**Exercise directions**. Scan the material below for the string "components", and copy every line where it shows up.

**Supplied data**.
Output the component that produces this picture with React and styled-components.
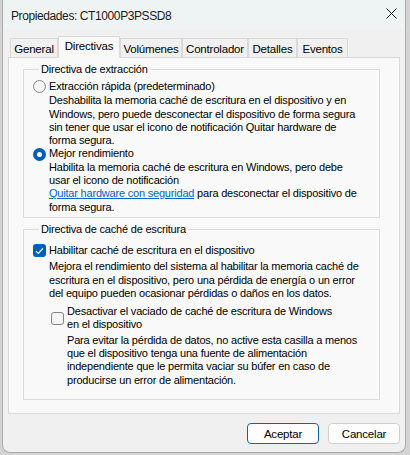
import React from 'react';
import styled, { createGlobalStyle } from 'styled-components';

const GlobalStyle = createGlobalStyle`
  body {
    margin: 0;
    background: #d4d4d4;
    font-family: "Liberation Sans", Arial, sans-serif;
    font-size: 11px;
    letter-spacing: -0.2px;
    color: #000;
  }
`;

const Window = styled.div`
  margin-left: 2px;
  width: 404px;
  height: 453px;
  box-sizing: border-box;
  background: #f0f0f0;
  border: 1px solid #a9a9a9;
  border-top: none;
  border-radius: 0 0 8px 8px;
  display: flex;
  flex-direction: column;
  overflow: hidden;
`;

const TitleBar = styled.div`
  height: 29px;
  flex: none;
  background: #eef4f3;
  display: flex;
  align-items: center;
  justify-content: space-between;
  padding: 0 8px 0 8px;
  font-size: 12px;
  letter-spacing: -0.4px;
  color: #1a1a1a;
  span {
    position: relative;
    top: 1px;
  }
`;

const CloseBtn = styled.div`
  width: 12px;
  height: 12px;
  display: flex;
  align-items: center;
  justify-content: center;
  position: relative;
  top: -1px;
`;

const Content = styled.div`
  padding: 8px 5px 0 5px;
  display: flex;
  flex-direction: column;
`;

const TabRow = styled.div`
  display: flex;
  align-items: flex-end;
  height: 21px;
  padding-left: 2px;
  margin-bottom: -1px;
  position: relative;
  z-index: 1;
`;

const Tab = styled.div`
  box-sizing: border-box;
  width: ${p => p.$w}px;
  height: ${p => (p.$active ? '22px' : '20px')};
  padding-top: ${p => (p.$active ? '3px' : '4px')};
  border: 1px solid #d9d9d9;
  border-bottom: ${p => (p.$active ? '1px solid #f9f9f9' : '1px solid #d9d9d9')};
  background: ${p => (p.$active ? '#f9f9f9' : '#f0f0f0')};
  text-align: center;
  white-space: nowrap;
  line-height: 13px;
  font-size: 11.5px;
`;

const Panel = styled.div`
  box-sizing: border-box;
  height: 357px;
  background: #f9f9f9;
  border: 1px solid #d9d9d9;
  padding: 5px 19px 0 14px;
  display: flex;
  flex-direction: column;
  gap: 5px;
`;

const Group = styled.fieldset`
  margin: 0;
  border: 1px solid #dcdcdc;
  padding: ${p => p.$top}px 0 ${p => p.$bottom}px 9px;
  line-height: 13.3px;
  white-space: nowrap;
  min-width: 0;
`;

const Legend = styled.legend`
  margin-left: 6px;
  padding: 0 2px;
  line-height: 13.3px;
  font-size: 11px;
`;

const OptionRow = styled.div`
  display: flex;
  align-items: center;
  gap: 3px;
  height: ${p => p.$h || 13.3}px;
`;

const Desc = styled.div`
  padding-left: ${p => p.$indent || 16}px;
  margin-top: ${p => p.$mt || 0}px;
`;

const Radio = styled.span`
  box-sizing: border-box;
  flex: none;
  width: 13px;
  height: 13px;
  border-radius: 50%;
  border: ${p => (p.$on ? 'none' : '1px solid #858585')};
  background: ${p => (p.$on ? '#005fb8' : '#f5f5f5')};
  display: flex;
  align-items: center;
  justify-content: center;
  &::after {
    content: '';
    display: ${p => (p.$on ? 'block' : 'none')};
    width: 5px;
    height: 5px;
    border-radius: 50%;
    background: #fff;
  }
`;

const Box = styled.span`
  box-sizing: border-box;
  flex: none;
  width: 13px;
  height: 13px;
  border-radius: 3px;
  border: ${p => (p.$on ? 'none' : '1px solid #858585')};
  background: ${p => (p.$on ? '#005fb8' : '#f5f5f5')};
  display: flex;
  align-items: center;
  justify-content: center;
`;

const SubOption = styled.div`
  display: flex;
  align-items: center;
  gap: 3px;
  padding-left: 18px;
  margin-top: 5px;
`;

const Link = styled.span`
  color: #0066cc;
  text-decoration: underline;
`;

const Footer = styled.div`
  display: flex;
  justify-content: flex-end;
  gap: 9px;
  margin-top: 9px;
`;

const Button = styled.button`
  box-sizing: border-box;
  width: 72px;
  height: 21px;
  border-radius: 4px;
  border: 1px solid ${p => (p.$primary ? '#0067c0' : '#d0d0d0')};
  background: #fdfdfd;
  font-family: inherit;
  font-size: 11.5px;
  letter-spacing: -0.2px;
  color: #000;
  padding: 0;
`;

function Check() {
  return (
    <svg width="9" height="8" viewBox="0 0 9 8">
      <path d="M1 4.2 L3.4 6.5 L8 1.3" fill="none" stroke="#fff" strokeWidth="1.2" />
    </svg>
  );
}

const tabs = [
  { label: 'General', w: 48 },
  { label: 'Directivas', w: 62 },
  { label: 'Volúmenes', w: 62 },
  { label: 'Controlador', w: 66 },
  { label: 'Detalles', w: 49 },
  { label: 'Eventos', w: 51 },
];

export default function App() {
  return (
    <>
      <GlobalStyle />
      <Window>
        <TitleBar>
          <span>Propiedades: CT1000P3PSSD8</span>
          <CloseBtn>
            <svg width="11" height="11" viewBox="0 0 11 11">
              <path d="M0.5 0.5 L10.5 10.5 M10.5 0.5 L0.5 10.5" stroke="#1a1a1a" strokeWidth="1" />
            </svg>
          </CloseBtn>
        </TitleBar>
        <Content>
          <TabRow>
            {tabs.map(t => (
              <Tab key={t.label} $w={t.w} $active={t.label === 'Directivas'}>{t.label}</Tab>
            ))}
          </TabRow>
          <Panel>
            <Group $top={3} $bottom={3}>
              <Legend>Directiva de extracción</Legend>
              <OptionRow $h={15}>
                <Radio />
                <span>Extracción rápida (predeterminado)</span>
              </OptionRow>
              <Desc>
                Deshabilita la memoria caché de escritura en el dispositivo y en<br />
                Windows, pero puede desconectar el dispositivo de forma segura<br />
                sin tener que usar el icono de notificación Quitar hardware de<br />
                forma segura.
              </Desc>
              <OptionRow>
                <Radio $on />
                <span>Mejor rendimiento</span>
              </OptionRow>
              <Desc>
                Habilita la memoria caché de escritura en Windows, pero debe<br />
                usar el icono de notificación<br />
                <Link>Quitar hardware con seguridad</Link> para desconectar el dispositivo de<br />
                forma segura.
              </Desc>
            </Group>
            <Group $top={5} $bottom={12}>
              <Legend>Directiva de caché de escritura</Legend>
              <OptionRow $h={19}>
                <Box $on><Check /></Box>
                <span>Habilitar caché de escritura en el dispositivo</span>
              </OptionRow>
              <Desc>
                Mejora el rendimiento del sistema al habilitar la memoria caché de<br />
                escritura en el dispositivo, pero una pérdida de energía o un error<br />
                del equipo pueden ocasionar pérdidas o daños en los datos.
              </Desc>
              <SubOption>
                <Box />
                <span>
                  Desactivar el vaciado de caché de escritura de Windows<br />
                  en el dispositivo
                </span>
              </SubOption>
              <Desc $indent={34} $mt={2}>
                Para evitar la pérdida de datos, no active esta casilla a menos<br />
                que el dispositivo tenga una fuente de alimentación<br />
                independiente que le permita vaciar su búfer en caso de<br />
                producirse un error de alimentación.
              </Desc>
            </Group>
          </Panel>
          <Footer>
            <Button $primary>Aceptar</Button>
            <Button>Cancelar</Button>
          </Footer>
        </Content>
      </Window>
    </>
  );
}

**Correct answer**.
Output the component that produces this picture with React and styled-components.
import styled, { createGlobalStyle } from 'styled-components';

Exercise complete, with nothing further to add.